Your task => Extract from the listing each line in which the word "that" appears.
** START **
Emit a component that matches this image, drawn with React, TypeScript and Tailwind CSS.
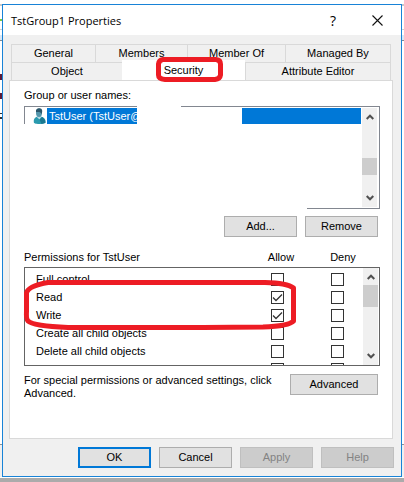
import React from "react";

const TABS_BACK = [
  { label: "General", width: "w-[84px]" },
  { label: "Members", width: "w-[92px]" },
  { label: "Member Of", width: "w-[98px]" },
  { label: "Managed By", width: "flex-1" },
];

const PERMISSIONS = [
  { name: "Full control", allow: false },
  { name: "Read", allow: true },
  { name: "Write", allow: true },
  { name: "Create all child objects", allow: false },
  { name: "Delete all child objects", allow: false },
  { name: "", allow: false },
];

const FOOTER_BUTTONS = [
  { label: "OK", style: "border-2 border-[#0078d7] bg-[#e1e1e1]" },
  { label: "Cancel", style: "border border-[#adadad] bg-[#e1e1e1]" },
  { label: "Apply", style: "border border-[#bfbfbf] bg-[#cccccc] text-[#838383]", disabled: true },
  { label: "Help", style: "border border-[#bfbfbf] bg-[#cccccc] text-[#838383]", disabled: true },
];

const BUTTON = "h-[21px] border border-[#adadad] bg-[#e1e1e1]";

function Chevron({ down }: { down?: boolean }) {
  return (
    <svg viewBox="0 0 8 6" className="h-[6px] w-[8px]" fill="none" stroke="#505050" strokeWidth="2">
      <path d={down ? "M.7 1 4 4.3 7.3 1" : "M.7 5 4 1.7 7.3 5"} />
    </svg>
  );
}

function UserIcon() {
  return (
    <svg viewBox="0 0 14 16" className="h-4 w-[14px]">
      <path d="M2 15C1 11.500 3 8.500 7 8.500s7 2 6.500 6c-2 2-9 2-11.500.5z" fill="#2a9aae" />
      <path d="M4.500 8.800 7.500 11.500l2-2.700z" fill="#b9dbe5" />
      <path d="M7.500 11.500l3-2.500 2.500 3 .5 3-4 1z" fill="#1a7890" />
      <ellipse cx="7" cy="4.700" rx="3" ry="4.300" fill="#5495ab" />
      <path d="M4 4C3.500 1 5.500 0 7.500.2c3 .2 3.300 3 2 6C9 3.500 6.500 4 4 4z" fill="#2c566a" />
    </svg>
  );
}

function CheckBox({ label, checked }: { label: string; checked: boolean }) {
  return (
    <label className="grid size-[13px]">
      <input
        type="checkbox"
        aria-label={label}
        defaultChecked={checked}
        className="peer col-start-1 row-start-1 size-[13px] appearance-none border border-[#333333] bg-white"
      />
      <svg
        viewBox="0 0 13 13"
        className="invisible col-start-1 row-start-1 size-[13px] peer-checked:visible"
        fill="none"
        stroke="#333333"
        strokeWidth="1.3"
      >
        <path d="M2 6.500 5 9.500 11 3.500" />
      </svg>
    </label>
  );
}

/* Slivers of the window that lies behind the dialog */
function BackdropEdge({ left }: { left?: boolean }) {
  return (
    <div className="flex w-[2px] flex-col overflow-hidden bg-white">
      <div className="h-[2px] bg-[#c8c8c8]" />
      <div className={left ? "mt-[13px] h-[2px] bg-[#7ac943]" : "mt-[13px] h-[2px]"} />
      <div className="mt-2 h-px bg-[#d0d0d0]" />
      <div className="mt-[5px] h-[5px] bg-[#d9e8f7]" />
      <div className="h-px bg-[#808890]" />
      {left && (
        <>
          <div className="mt-[33px] h-[6px] bg-[#5a1a38]" />
          <div className="mt-[13px] h-[6px] bg-[#5a1a38]" />
          <div className="mt-[14px] h-px bg-[#303030]" />
          <div className="mt-[3px] h-[2px] bg-[#303030]" />
        </>
      )}
      <div className="flex-1" />
      <div className="h-px bg-[#909090]" />
      <div className="h-[32px] bg-[#f0f0f0]" />
    </div>
  );
}

export default function App() {
  return (
    <div className="bg-white pt-1 font-['Liberation_Sans',sans-serif] text-[11px] leading-[13px] text-black">
      <div className="flex">
        <BackdropEdge left />
        <div className="relative flex-1 border border-[#1883d7] bg-[#f0f0f0]">
          <header className="flex h-[30px] items-center bg-white pl-2 pr-[18px]">
            <h1 className="flex-1 font-['Open_Sans',sans-serif]">TstGroup1 Properties</h1>
            <button className="mr-9 font-['Open_Sans',sans-serif] text-[14px]" aria-label="Help">
              ?
            </button>
            <button aria-label="Close">
              <svg viewBox="0 0 11 11" className="size-[11px]" stroke="#111111" strokeWidth="1.1">
                <path d="M.5.5l10 10M10.500.5l-10 10" />
              </svg>
            </button>
          </header>

          {/* Tabs */}
          <nav className="pl-2 pr-[10px] pt-[9px]">
            <div className="flex h-[18px] border-l border-t border-[#d9d9d9]">
              {TABS_BACK.map((tab) => (
                <button key={tab.label} className={`border-r border-[#d9d9d9] ${tab.width}`}>
                  {tab.label}
                </button>
              ))}
            </div>
            <div className="flex h-[18px]">
              <button className="w-[111px] border-l border-t border-[#d9d9d9]">Object</button>
              <button className="-mt-[2px] w-[123px] bg-white">Security</button>
              <button className="flex-1 border-x border-t border-[#d9d9d9]">Attribute Editor</button>
            </div>
          </nav>

          <main className="ml-[6px] mr-2 border border-[#d9d9d9] bg-white pb-[38px] pl-[14px] pr-3 pt-2">
            <h2>Group or user names:</h2>
            <div className="relative mt-1 flex h-[103px] border border-[#828790] p-px">
              <div className="flex h-4 flex-1 pl-[6px]">
                <UserIcon />
                <span className="ml-px flex-1 whitespace-nowrap bg-[#0078d7] pl-[2px] leading-4 text-white">
                  TstUser (TstUser@
                </span>
              </div>
              <div className="ml-px mr-px flex w-[15px] flex-col items-center bg-[#f0f0f0] py-[6px]">
                <Chevron />
                <div className="mt-[38px] h-[17px] w-full bg-[#cdcdcd]" />
                <div className="flex-1" />
                <Chevron down />
              </div>
              {/* Blanked out parts of the list */}
              <div className="absolute -top-px left-[112px] h-[20px] w-[44px] bg-white" />
              <div className="absolute left-[112px] top-0 h-[20px] w-[105px] bg-white" />
              <div className="absolute -left-px top-[17px] h-[86px] w-[283px] bg-white" />
            </div>

            <div className="mt-[7px] flex justify-end gap-2 pr-[2px]">
              <button className={`w-[73px] ${BUTTON}`}>Add...</button>
              <button className={`w-[73px] ${BUTTON}`}>Remove</button>
            </div>

            <div className="relative mt-[14px]">
              <table className="block">
                <thead className="block">
                  <tr className="flex h-4">
                    <th className="flex-1 text-left font-normal">Permissions for TstUser</th>
                    <th className="w-[60px] font-normal">Allow</th>
                    <th className="w-16 font-normal">Deny</th>
                    <td className="w-[5px]" />
                  </tr>
                </thead>
                <tbody className="block h-[99px] overflow-hidden border border-[#646464] pt-[2px]">
                  {PERMISSIONS.map((row) => (
                    <tr key={row.name} className="flex h-[18px] items-center">
                      <td className="flex-1 pl-[11px]">{row.name}</td>
                      <td className="w-[60px]">
                        <CheckBox label={`Allow ${row.name}`} checked={row.allow} />
                      </td>
                      <td className="w-12">
                        <CheckBox label={`Deny ${row.name}`} checked={false} />
                      </td>
                    </tr>
                  ))}
                </tbody>
              </table>
              <div className="absolute bottom-px right-[2px] flex h-[97px] w-[15px] flex-col items-center bg-[#f0f0f0] py-[6px]">
                <Chevron />
                <div className="mt-[5px] h-[22px] w-full bg-[#cdcdcd]" />
                <div className="flex-1" />
                <Chevron down />
              </div>
            </div>

            <div className="mt-2 flex items-start justify-between pr-[2px]">
              <p className="w-[250px]">
                For special permissions or advanced settings, click Advanced.
              </p>
              <button className={`w-[88px] ${BUTTON}`}>Advanced</button>
            </div>
          </main>

          <footer className="flex justify-end gap-2 pb-2 pr-[7px] pt-2">
            {FOOTER_BUTTONS.map((b) => (
              <button key={b.label} disabled={b.disabled} className={`h-[21px] w-[73px] ${b.style}`}>
                {b.label}
              </button>
            ))}
          </footer>

          {/* Red pen marks */}
          <svg
            viewBox="0 0 398 471"
            className="pointer-events-none absolute left-0 top-0 h-[471px] w-[398px]"
            fill="none"
            stroke="#ed1c24"
            strokeWidth="5"
            strokeLinejoin="round"
          >
            <path d="M160 54.500H213Q217.500 55 217.500 59V70Q217 74 212 74.500H162Q155.500 74 155.500 70V59Q156 55 160 54.500Z" />
            <path d="M45 277.500H262Q284 278 290.500 283V316Q286 321 260 322L200 322.500H65Q30 321 25 316Q23 314 23.500 306V288Q25 281 45 277.500Z" />
          </svg>
        </div>
        <BackdropEdge />
      </div>
      <div className="mt-px h-1 bg-[#ababab]" />
    </div>
  );
}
** END **
Output of the exercise =>
Emit a component that matches this image, drawn with React, TypeScript and Tailwind CSS.
/* Slivers of the window that lies behind the dialog */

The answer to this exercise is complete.